The first disposition they considered to be key, was self-awareness, “knowing what happens in our minds and hearts… how to recognize [bad thoughts] before we actually do a sinful action,” he said.

After this base, which requires continuous self-examination and attention to the inner impulses of the heart, the importance of prayer and practicality follow.

A hermit of the desert said to a young monk suffering from strong temptations, “This is the way to be strong: when temptations start to speak in your mind do not answer them but get up, pray, do penance, and say, ‘Son of God, have mercy upon me.’”

Prayer is not isolated from action. The hermit tells him to “get up,” “do penance” and “pray.”

Practicality can take on different forms, such as going in the opposite direction of the temptation or seeking help from another, Father Stewart pointed out.

“For example, when you’re angry with someone… thoughts of anger start emerging, and you replay in your imagination what made you angry. Then that turns into a mental video of how you’re going to get revenge.

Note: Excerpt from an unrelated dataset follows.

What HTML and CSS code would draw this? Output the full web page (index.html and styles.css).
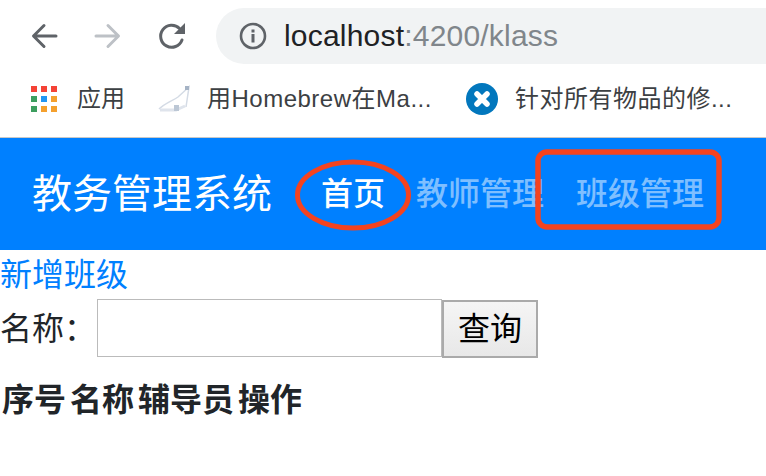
FILE: index.html
```html
<!DOCTYPE html>
<html lang="zh-CN">
<head>
<meta charset="utf-8">
<title>教务管理系统</title>
<link rel="stylesheet" href="styles.css">
</head>
<body>
<header class="chrome">
  <div class="toolbar">
    <svg class="tool-icon" viewBox="0 0 28 28"><path d="M26 14H4M14 3.500 3.500 14 14 24.500" fill="none" stroke="#5f6368" stroke-width="3" stroke-linecap="round" stroke-linejoin="round"/></svg>
    <svg class="tool-icon" viewBox="0 0 28 28"><path d="M2 14H24M14 3.500 24.500 14 14 24.500" fill="none" stroke="#bdc1c6" stroke-width="3" stroke-linecap="round" stroke-linejoin="round"/></svg>
    <svg class="tool-icon" viewBox="0 0 28 28"><path d="M24 18A11 11 0 1 1 21.500 6.500" fill="none" stroke="#5f6368" stroke-width="3" stroke-linecap="round"/><path d="M27 1V12H16Z" fill="#5f6368"/></svg>
    <div class="omnibox">
      <svg class="info-icon" viewBox="0 0 28 28"><circle cx="14" cy="14" r="12" fill="none" stroke="#5f6368" stroke-width="2.600"/><rect x="12.500" y="12" width="3" height="8.500" fill="#5f6368"/><rect x="12.500" y="7.500" width="3" height="3" fill="#5f6368"/></svg>
      <span class="url">localhost<span class="url-dim">:4200/klass</span></span>
    </div>
  </div>
  <div class="bookmarks">
    <div class="bookmark bookmark-apps">
      <div class="apps">
        <i class="dot red"></i><i class="dot red"></i><i class="dot red"></i>
        <i class="dot green"></i><i class="dot blue"></i><i class="dot orange"></i>
        <i class="dot green"></i><i class="dot orange"></i><i class="dot orange"></i>
      </div>
      <span>应用</span>
    </div>
    <div class="bookmark">
      <svg class="fav" viewBox="0 0 32 28"><path d="M1 24C7 18 14 16 20 12L31 2L28 22" fill="none" stroke="#d4dbe5" stroke-width="1.500"/><path d="M2 25H18L27 21" fill="none" stroke="#dfe4ec" stroke-width="3"/><rect x="16" y="20" width="5" height="6" fill="#bcc7d5"/><rect x="27" y="1" width="4" height="4" fill="#a5b3c5"/></svg>
      <span>用Homebrew在Ma...</span>
    </div>
    <div class="bookmark">
      <svg class="fav-x" viewBox="0 0 32 32"><circle cx="16" cy="16" r="16" fill="#0277bd"/><path d="M11 11 21 21M21 11 11 21" stroke="#fff" stroke-width="5.500" stroke-linecap="round"/></svg>
      <span>针对所有物品的修...</span>
    </div>
  </div>
</header>
<nav class="navbar">
  <a class="brand">教务管理系统</a>
  <a class="nav-link active">首页</a>
  <a class="nav-link">教师管理</a>
  <a class="nav-link">班级管理</a>
  <svg class="marks" viewBox="0 0 766 112"><ellipse cx="353" cy="57" rx="55.500" ry="33" fill="none" stroke="#f4431f" stroke-width="5"/><rect x="538" y="14" width="181" height="75" rx="9" fill="none" stroke="#f4431f" stroke-width="5.500"/></svg>
</nav>
<main>
  <a class="add-link">新增班级</a>
  <form class="search">
    <label class="search-label">名称：</label>
    <input class="search-input" type="text">
    <button class="search-btn" type="button">查询</button>
  </form>
  <table class="table">
    <thead><tr><th>序号</th><th>名称</th><th>辅导员</th><th>操作</th></tr></thead>
  </table>
</main>
</body>
</html>
```

FILE: styles.css
```css
* { box-sizing: border-box; }
html, body { margin: 0; padding: 0; overflow: hidden; }
body {
  width: 766px;
  height: 476px;
  background: #fff;
  color: #212529;
  font-family: "Liberation Sans", "Noto Sans CJK SC", sans-serif;
  font-size: 32px;
  line-height: 48px;
}
.chrome { height: 138px; border-bottom: 1px solid #c8c8c8; overflow: hidden; }
.toolbar { display: flex; align-items: center; height: 72px; padding-left: 30px; }
.tool-icon { width: 28px; height: 28px; margin-right: 36px; flex: none; }
.tool-icon:nth-child(3) { margin-right: 30px; }
.omnibox {
  flex: 1;
  display: flex;
  align-items: center;
  height: 56px;
  margin-right: -40px;
  padding-left: 23px;
  background: #f1f3f4;
  border-radius: 28px;
}
.info-icon { width: 28px; height: 28px; margin-right: 17px; flex: none; }
.url { font-size: 30px; line-height: 32px; letter-spacing: 0.2px; color: #202124; }
.url-dim { color: #80868b; }
.bookmarks {
  display: flex;
  align-items: center;
  height: 54px;
  padding-left: 31px;
  color: #3c4043;
  font-size: 24px;
  letter-spacing: 0.5px;
  line-height: 30px;
}
.bookmark { display: flex; align-items: center; margin-right: 34px; white-space: nowrap; }
.bookmark-apps { margin-right: 33px; letter-spacing: 0; }
.apps { display: grid; grid-template-columns: repeat(3, 6px); gap: 4px; margin-right: 20px; }
.dot { display: block; width: 6px; height: 6px; }
.red { background: #f44336; }
.green { background: #3d9e5f; }
.blue { background: #2196f3; }
.orange { background: #f4a02e; }
.fav { width: 32px; height: 28px; margin-right: 17px; }
.fav-x { width: 32px; height: 32px; margin-right: 17px; }
.navbar {
  position: relative;
  display: flex;
  align-items: center;
  height: 112px;
  padding-left: 32px;
  background: #0080ff;
}
.brand { color: #fff; font-size: 40px; line-height: 60px; margin-right: 49px; white-space: nowrap; }
.nav-link { color: rgba(255, 255, 255, 0.5); font-size: 32px; font-weight: 500; white-space: nowrap; margin-right: 32px; }
.nav-link.active { color: #fff; margin-right: 31px; }
.marks { position: absolute; left: 0; top: 0; width: 766px; height: 112px; pointer-events: none; }
.add-link { display: block; color: #0080ff; height: 49px; padding-top: 1px; }
.search { display: flex; align-items: flex-start; height: 60px; }
.search-label { width: 97px; flex: none; white-space: nowrap; padding-top: 6px; }
.search-input {
  width: 345px;
  height: 58px;
  padding: 0;
  background: #fff;
  border: 1px solid #bbb;
}
.search-btn {
  width: 96px;
  height: 58px;
  margin-top: 1px;
  padding: 0;
  color: #000;
  font: inherit;
  line-height: 1;
  background: linear-gradient(#f5f5f5, #e8e8e8);
  border: 2px solid #aaa;
}
.table { border-collapse: separate; border-spacing: 0; margin-top: 16px; }
.table th { padding: 2px; font-size: 32px; font-weight: 700; line-height: 46px; text-align: left; }
```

This is when self-awareness comes in and you realize that the thoughts you’re having are inappropriate,” Father Stewart said.

A first practical action would be to step away instead of going to find that person, he continued. “Then to use your mind and imagination to instead remember the times when your relationship [with that person] was better or think about the future and how great it will be when this passes.”

Light overcomes darkness

Also, this “get up” practicality consists in bringing to light one’s sins or temptations to someone else and not fighting alone.

“A common exhortation, attributed to many different monks, was that the Enemy, the devil, rejoices in nothing so much as unmanifested thoughts… A sin which is hidden begins to multiply,” Father Stewart wrote in an article.

He then explained that “If the devil was delighted by a monk’s self-imposed isolation, surely this was because the opposite of isolation, encounter with another, was the way to salvation.”

According to Father Stewart, this understanding led the Fathers to break from “the illusion of self-sufficiency, a pose which encourages self-absorption,” and find spiritual fathers.

“The desert tradition is universally insistent upon the young monk’s need for a discerning elder,” he explained. “The basic insight of the desert… was that one cannot grow towards perfection through isolated, solitary effort: grace is mediated through one’s neighbor, especially one’s abba [spiritual father].”

The way these early hermits fought temptations is one of many treasures that Father Stewart says they left behind. In fact, he encourages readers to look at the Sayings of the Desert Fathers as a source that is still “amazingly relevant.”

“[The Sayings of the Desert Fathers] have been very popular sources of wisdom and inspiration throughout history,” he said. “What sets [them] apart… is that they speak from and to experience rather than text or theory.”

“The tradition of Christian wisdom is great,” he concluded. “People only need to know where to find it.”